Hush the Many was a band formed in London in 2004. The core members were Nima (guitar, male vocals) and Alexandra Brown (bass, female vocals), and other recent members were Jonathan White (guitar), Steph Patten (cello), Ella (viola) and Velibor (drums).   The band's full name is Hush The Many (Heed The Few) and they were signed to the Alcopop! Records independent record label.

Background
Hush the Many recorded their first EP in Nima’s bedroom in 2004, which Cargo Records heard and decided to distribute, and all 1,000 copies sold out.  Arts Council England subsequently funded two headline tours, and the band has also toured as support with Ed Harcourt, Fields and Clayhill.  

Hush the Many have played at numerous festivals in recent years including End of the Road, the Innocent Village Fete, the Amnesty International Freedom Festival, Lovebox Weekender, Twisted Folk, Bestival, Secret Garden Party and Glastonbury.
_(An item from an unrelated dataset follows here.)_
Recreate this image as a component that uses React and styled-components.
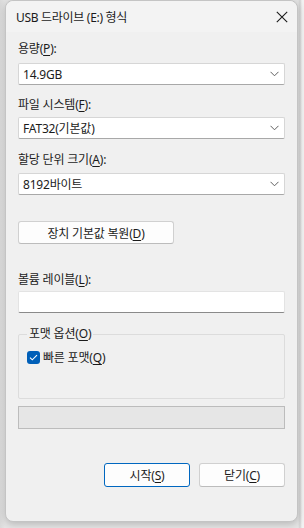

Collaborations often featured when Hush the Many played live. They have been joined by Joanna Quail (cello), Ruban Byrne (electric guitar), Jo Antoni (Satellites), Caroline Banks (Seafood), Jonnie Fielding (Larrikin Love, Nizlopi), Matt Ingram (Jeremy Warmsley), Kathleen McKie (Revere), Paul Reeves (Paris Motel), Howard Monk (Billy Mahonie, Barbarossa, Singing Adams), Nick Davis (Stone 3), Matt Harms (St Joan, After the Fox), George Napthine (Goldsounds, Grave Architects), Alistair Richardson, Jenny May Logan (Memory Band, ESQ), Seb (Sweetbriar), Matt (Semble), Betty (Semble), Greg Willow (Martha Tilston & The Woods), Phil Bassoon, Nicola Trumpet Faery, Tom (String n Bones) and Captain Banana.

Tracks have been aired on BBC Radio 1, Xfm, Northsound 1 and The Selector. The band have received coverage in The Sunday Times, The Independent, Drowned in Sound, and Rough Trade. 

A limited edition debut single on 7" vinyl, Song of a Page, was released on Fierce Panda's Fandango label in 2007. 

Their second single, Revolve, was released on 28 April 2008 on the Alcopop! Records label.  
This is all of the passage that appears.